== EXCERPTED DATA ==
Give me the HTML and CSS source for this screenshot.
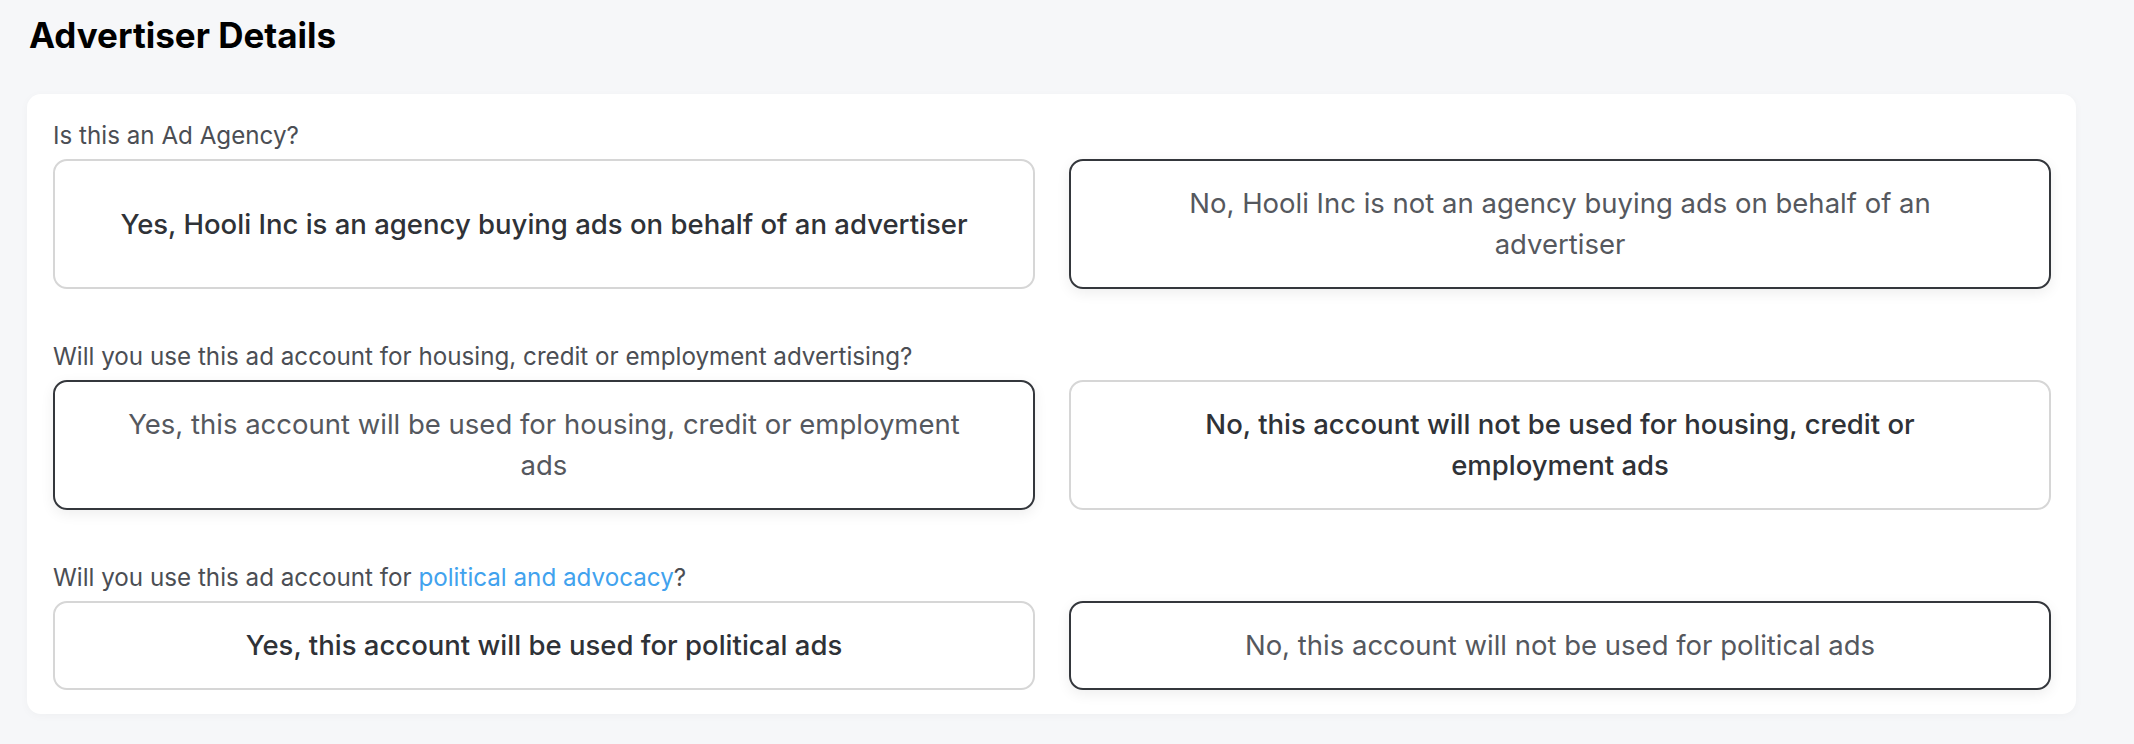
FILE: index.html
```html
<!DOCTYPE html>
<html lang="en">
<head>
    <meta charset="UTF-8">
    <meta name="viewport" content="width=device-width, initial-scale=1.0">
    <title>Advertiser Details</title>
    <link rel="stylesheet" href="styles.css">
</head>
<body>
    <div class="page">
        <h1 class="page-title">Advertiser Details</h1>

        <div class="card">
            <div class="question">
                <p class="question-label">Is this an Ad Agency?</p>
                <div class="choices">
                    <button class="choice">Yes, Hooli Inc is an agency buying ads on behalf of an advertiser</button>
                    <button class="choice selected">No, Hooli Inc is not an agency buying ads on behalf of an advertiser</button>
                </div>
            </div>

            <div class="question">
                <p class="question-label">Will you use this ad account for housing, credit or employment advertising?</p>
                <div class="choices">
                    <button class="choice selected">Yes, this account will be used for housing, credit or employment ads</button>
                    <button class="choice">No, this account will not be used for housing, credit or employment ads</button>
                </div>
            </div>

            <div class="question">
                <p class="question-label">Will you use this ad account for <a href="#" class="link">political and advocacy</a>?</p>
                <div class="choices">
                    <button class="choice">Yes, this account will be used for political ads</button>
                    <button class="choice selected">No, this account will not be used for political ads</button>
                </div>
            </div>
        </div>
    </div>
</body>
</html>
```

FILE: styles.css
```css
body {
    margin: 0;
    padding: 0;
    background-color: #f6f7f9;
    font-family: Inter, "Noto Sans", sans-serif;
    color: #2f3237;
}
.page {
    padding: 12px 58px 31px 27px;
}
.page-title {
    margin: 0 0 36px 2px;
    font-size: 35px;
    font-weight: 700;
    line-height: 46px;
    color: #000;
}
.card {
    background: #fff;
    border-radius: 14px;
    padding: 25px 25px 24px 26px;
    box-shadow: 0 2px 10px rgba(0, 0, 0, 0.03);
}
.question + .question {
    margin-top: 51px;
}
.question-label {
    margin: 0 0 6px 0;
    font-size: 24.2px;
    line-height: 34px;
    color: #4b4e54;
}
.link {
    color: #41a2ee;
    text-decoration: none;
}
.choices {
    display: grid;
    grid-template-columns: 1fr 1fr;
    gap: 34px;
}
.choice {
    font-family: inherit;
    font-size: 27.5px;
    line-height: 41px;
    font-weight: 500;
    color: #2f3237;
    background: #fff;
    border: 2px solid #d6d6d6;
    border-radius: 14px;
    padding: 22px 58px;
    text-align: center;
    cursor: pointer;
}
.choice.selected {
    font-weight: 400;
    color: #55585e;
    border-color: #34373c;
    box-shadow: 0 4px 14px rgba(0, 0, 0, 0.07);
}
```
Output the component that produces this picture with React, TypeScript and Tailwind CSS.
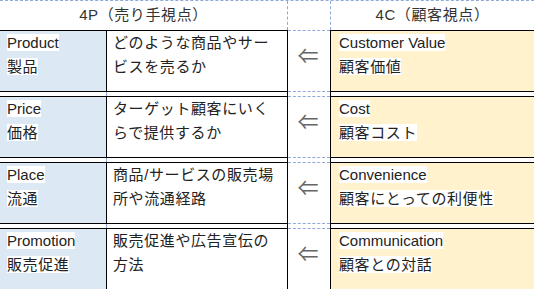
import React from "react";

const rows = [
  { en: "Product", ja: "製品", desc: ["どのような商品やサー", "ビスを売るか"], cen: "Customer Value", cja: "顧客価値" },
  { en: "Price", ja: "価格", desc: ["ターゲット顧客にいく", "らで提供するか"], cen: "Cost", cja: "顧客コスト" },
  { en: "Place", ja: "流通", desc: ["商品/サービスの販売場", "所や流通経路"], cen: "Convenience", cja: "顧客にとっての利便性" },
  { en: "Promotion", ja: "販売促進", desc: ["販売促進や広告宣伝の", "方法"], cen: "Communication", cja: "顧客との対話" },
];

function Gap() {
  return (
    <div className="flex h-[4px]">
      <div className="flex w-[288px] border-r border-black">
        <div className="w-[107px] border-r border-dashed border-[#8ea9d8]" />
      </div>
      <div className="w-[42px]" />
      <div className="flex-1 border-l border-black" />
    </div>
  );
}

function Row({ r }: { r: (typeof rows)[number] }) {
  return (
    <div className="flex h-[62px]">
      <div className="flex w-[288px] border-y border-r border-black">
        <div className="w-[107px] border-r border-black bg-[#dde8f5] pl-[7px]">
          <div className="leading-[24px]"><span className="bg-white">{r.en}</span></div>
          <div className="leading-[24px] tracking-[0.6px]"><span className="bg-white">{r.ja}</span></div>
        </div>
        <div className="flex-1 pl-[6px] tracking-[0.6px]">
          {r.desc.map((d) => (
            <div key={d} className="whitespace-nowrap leading-[24px]">{d}</div>
          ))}
        </div>
      </div>
      <div className="flex w-[42px] justify-center border-y border-dashed border-[#8ea9d8] pt-[11px] pr-[2px]">
        <span className="font-['Noto_Sans_CJK_JP',sans-serif] text-[21px] leading-[24px] text-[#666]">⇐</span>
      </div>
      <div className="flex-1 border-y border-l border-black bg-[#fff2cc] pl-[8px]">
        <div className="leading-[24px]"><span className="bg-white">{r.cen}</span></div>
        <div className="leading-[24px] tracking-[0.6px]"><span className="bg-white">{r.cja}</span></div>
      </div>
    </div>
  );
}

export default function App() {
  return (
    <div className="h-[289px] w-[534px] overflow-hidden bg-white font-['Liberation_Sans','Noto_Sans_CJK_JP',sans-serif] text-[15px] text-[#222]">
      <div className="flex h-[30px] border-t border-dashed border-[#8ea9d8]">
        <div className="flex w-[288px] items-center justify-center border-r border-dashed border-[#8ea9d8] tracking-[0.6px] text-[#333]">
          4P（売り手視点）
        </div>
        <div className="w-[42px]" />
        <div className="flex flex-1 items-center justify-center border-l border-dashed border-[#8ea9d8] tracking-[0.6px] text-[#333]">
          4C（顧客視点）
        </div>
      </div>
      {rows.map((r, i) => (
        <React.Fragment key={r.en}>
          {i > 0 && <Gap />}
          <Row r={r} />
        </React.Fragment>
      ))}
    </div>
  );
}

== WHAT IS NEEDED ==
Omit the pictures and restate the rest of the records verbatim.

== EXERCISE SOLUTION ==
Give me the HTML and CSS source for this screenshot.
FILE: index.html
```html
<!DOCTYPE html>
<html lang="en">
<head>
    <meta charset="UTF-8">
    <meta name="viewport" content="width=device-width, initial-scale=1.0">
    <title>Advertiser Details</title>
    <link rel="stylesheet" href="styles.css">
</head>
<body>
    <div class="page">
        <h1 class="page-title">Advertiser Details</h1>

        <div class="card">
            <div class="question">
                <p class="question-label">Is this an Ad Agency?</p>
                <div class="choices">
                    <button class="choice">Yes, Hooli Inc is an agency buying ads on behalf of an advertiser</button>
                    <button class="choice selected">No, Hooli Inc is not an agency buying ads on behalf of an advertiser</button>
                </div>
            </div>

            <div class="question">
                <p class="question-label">Will you use this ad account for housing, credit or employment advertising?</p>
                <div class="choices">
                    <button class="choice selected">Yes, this account will be used for housing, credit or employment ads</button>
                    <button class="choice">No, this account will not be used for housing, credit or employment ads</button>
                </div>
            </div>

            <div class="question">
                <p class="question-label">Will you use this ad account for <a href="#" class="link">political and advocacy</a>?</p>
                <div class="choices">
                    <button class="choice">Yes, this account will be used for political ads</button>
                    <button class="choice selected">No, this account will not be used for political ads</button>
                </div>
            </div>
        </div>
    </div>
</body>
</html>
```

FILE: styles.css
```css
body {
    margin: 0;
    padding: 0;
    background-color: #f6f7f9;
    font-family: Inter, "Noto Sans", sans-serif;
    color: #2f3237;
}
.page {
    padding: 12px 58px 31px 27px;
}
.page-title {
    margin: 0 0 36px 2px;
    font-size: 35px;
    font-weight: 700;
    line-height: 46px;
    color: #000;
}
.card {
    background: #fff;
    border-radius: 14px;
    padding: 25px 25px 24px 26px;
    box-shadow: 0 2px 10px rgba(0, 0, 0, 0.03);
}
.question + .question {
    margin-top: 51px;
}
.question-label {
    margin: 0 0 6px 0;
    font-size: 24.2px;
    line-height: 34px;
    color: #4b4e54;
}
.link {
    color: #41a2ee;
    text-decoration: none;
}
.choices {
    display: grid;
    grid-template-columns: 1fr 1fr;
    gap: 34px;
}
.choice {
    font-family: inherit;
    font-size: 27.5px;
    line-height: 41px;
    font-weight: 500;
    color: #2f3237;
    background: #fff;
    border: 2px solid #d6d6d6;
    border-radius: 14px;
    padding: 22px 58px;
    text-align: center;
    cursor: pointer;
}
.choice.selected {
    font-weight: 400;
    color: #55585e;
    border-color: #34373c;
    box-shadow: 0 4px 14px rgba(0, 0, 0, 0.07);
}
```
Output the component that produces this picture with React, TypeScript and Tailwind CSS.
import React from "react";

const rows = [
  { en: "Product", ja: "製品", desc: ["どのような商品やサー", "ビスを売るか"], cen: "Customer Value", cja: "顧客価値" },
  { en: "Price", ja: "価格", desc: ["ターゲット顧客にいく", "らで提供するか"], cen: "Cost", cja: "顧客コスト" },
  { en: "Place", ja: "流通", desc: ["商品/サービスの販売場", "所や流通経路"], cen: "Convenience", cja: "顧客にとっての利便性" },
  { en: "Promotion", ja: "販売促進", desc: ["販売促進や広告宣伝の", "方法"], cen: "Communication", cja: "顧客との対話" },
];

function Gap() {
  return (
    <div className="flex h-[4px]">
      <div className="flex w-[288px] border-r border-black">
        <div className="w-[107px] border-r border-dashed border-[#8ea9d8]" />
      </div>
      <div className="w-[42px]" />
      <div className="flex-1 border-l border-black" />
    </div>
  );
}

function Row({ r }: { r: (typeof rows)[number] }) {
  return (
    <div className="flex h-[62px]">
      <div className="flex w-[288px] border-y border-r border-black">
        <div className="w-[107px] border-r border-black bg-[#dde8f5] pl-[7px]">
          <div className="leading-[24px]"><span className="bg-white">{r.en}</span></div>
          <div className="leading-[24px] tracking-[0.6px]"><span className="bg-white">{r.ja}</span></div>
        </div>
        <div className="flex-1 pl-[6px] tracking-[0.6px]">
          {r.desc.map((d) => (
            <div key={d} className="whitespace-nowrap leading-[24px]">{d}</div>
          ))}
        </div>
      </div>
      <div className="flex w-[42px] justify-center border-y border-dashed border-[#8ea9d8] pt-[11px] pr-[2px]">
        <span className="font-['Noto_Sans_CJK_JP',sans-serif] text-[21px] leading-[24px] text-[#666]">⇐</span>
      </div>
      <div className="flex-1 border-y border-l border-black bg-[#fff2cc] pl-[8px]">
        <div className="leading-[24px]"><span className="bg-white">{r.cen}</span></div>
        <div className="leading-[24px] tracking-[0.6px]"><span className="bg-white">{r.cja}</span></div>
      </div>
    </div>
  );
}

export default function App() {
  return (
    <div className="h-[289px] w-[534px] overflow-hidden bg-white font-['Liberation_Sans','Noto_Sans_CJK_JP',sans-serif] text-[15px] text-[#222]">
      <div className="flex h-[30px] border-t border-dashed border-[#8ea9d8]">
        <div className="flex w-[288px] items-center justify-center border-r border-dashed border-[#8ea9d8] tracking-[0.6px] text-[#333]">
          4P（売り手視点）
        </div>
        <div className="w-[42px]" />
        <div className="flex flex-1 items-center justify-center border-l border-dashed border-[#8ea9d8] tracking-[0.6px] text-[#333]">
          4C（顧客視点）
        </div>
      </div>
      {rows.map((r, i) => (
        <React.Fragment key={r.en}>
          {i > 0 && <Gap />}
          <Row r={r} />
        </React.Fragment>
      ))}
    </div>
  );
}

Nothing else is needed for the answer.